● **SOURCE RECORDS**
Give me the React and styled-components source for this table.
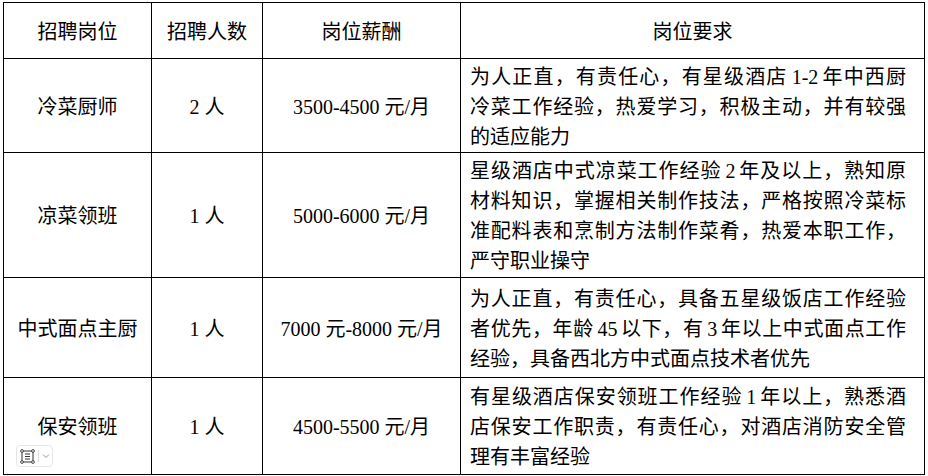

...

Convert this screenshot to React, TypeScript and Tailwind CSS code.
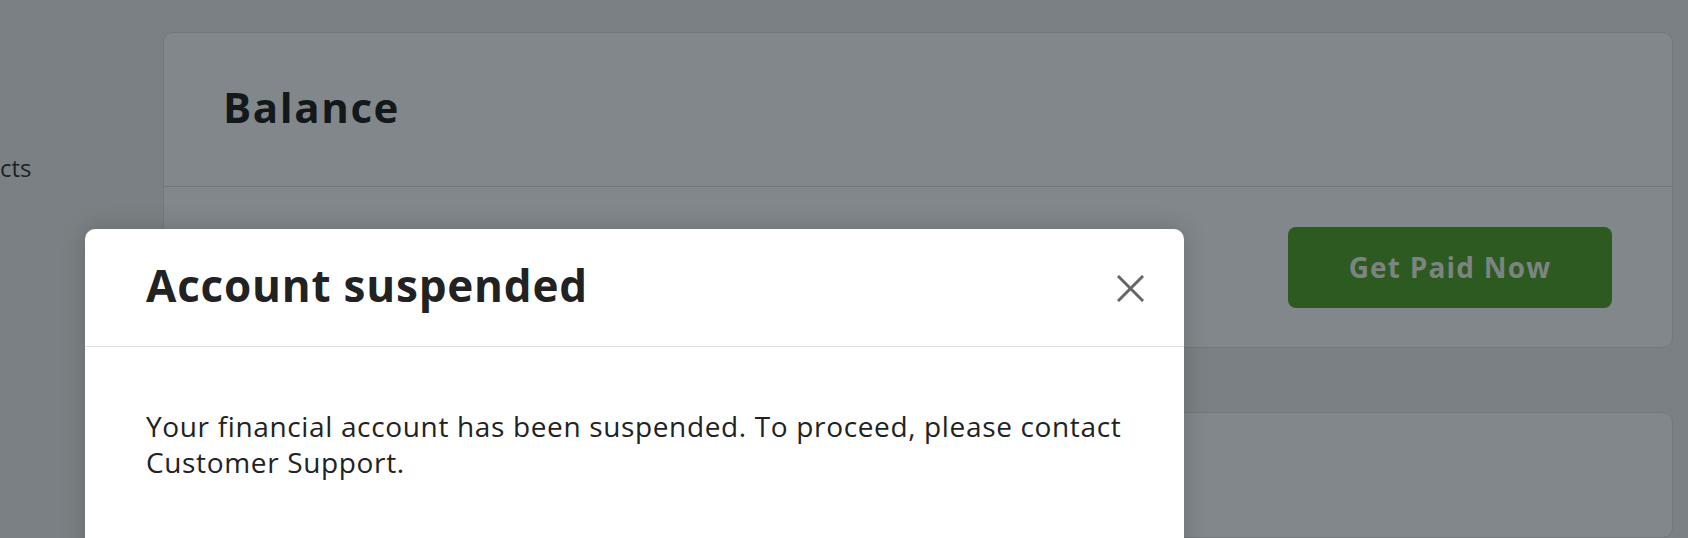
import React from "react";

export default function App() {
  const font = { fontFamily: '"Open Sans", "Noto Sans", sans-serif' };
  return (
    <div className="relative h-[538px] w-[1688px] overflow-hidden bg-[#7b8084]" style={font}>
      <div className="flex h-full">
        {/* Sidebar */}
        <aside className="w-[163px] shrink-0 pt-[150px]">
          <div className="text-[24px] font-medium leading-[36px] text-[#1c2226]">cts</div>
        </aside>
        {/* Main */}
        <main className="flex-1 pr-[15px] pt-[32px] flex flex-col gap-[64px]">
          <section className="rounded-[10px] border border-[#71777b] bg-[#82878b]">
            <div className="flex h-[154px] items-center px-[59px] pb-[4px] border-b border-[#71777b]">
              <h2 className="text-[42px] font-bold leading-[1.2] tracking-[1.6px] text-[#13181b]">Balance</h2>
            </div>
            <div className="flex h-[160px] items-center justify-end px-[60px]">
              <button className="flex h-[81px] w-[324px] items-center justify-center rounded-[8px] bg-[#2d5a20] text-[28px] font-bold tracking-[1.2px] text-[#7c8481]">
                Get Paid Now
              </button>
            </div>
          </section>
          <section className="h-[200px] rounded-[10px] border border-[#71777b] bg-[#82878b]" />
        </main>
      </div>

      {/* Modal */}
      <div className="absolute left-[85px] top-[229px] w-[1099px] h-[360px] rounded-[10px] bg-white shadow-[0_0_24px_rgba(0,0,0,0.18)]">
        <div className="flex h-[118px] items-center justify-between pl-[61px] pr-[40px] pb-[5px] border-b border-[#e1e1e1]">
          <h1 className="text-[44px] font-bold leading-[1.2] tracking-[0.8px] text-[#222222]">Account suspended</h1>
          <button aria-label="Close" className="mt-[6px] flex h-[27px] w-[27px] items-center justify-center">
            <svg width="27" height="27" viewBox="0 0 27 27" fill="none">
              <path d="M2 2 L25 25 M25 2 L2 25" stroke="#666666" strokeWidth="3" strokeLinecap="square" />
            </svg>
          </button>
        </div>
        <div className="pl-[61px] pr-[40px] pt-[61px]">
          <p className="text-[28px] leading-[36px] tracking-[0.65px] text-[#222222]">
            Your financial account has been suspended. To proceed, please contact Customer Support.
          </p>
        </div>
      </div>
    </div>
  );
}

● **TO DO**
State how many lines above include the word "this", and nothing more.

● **SOLUTION TO THE PROBLEM**
2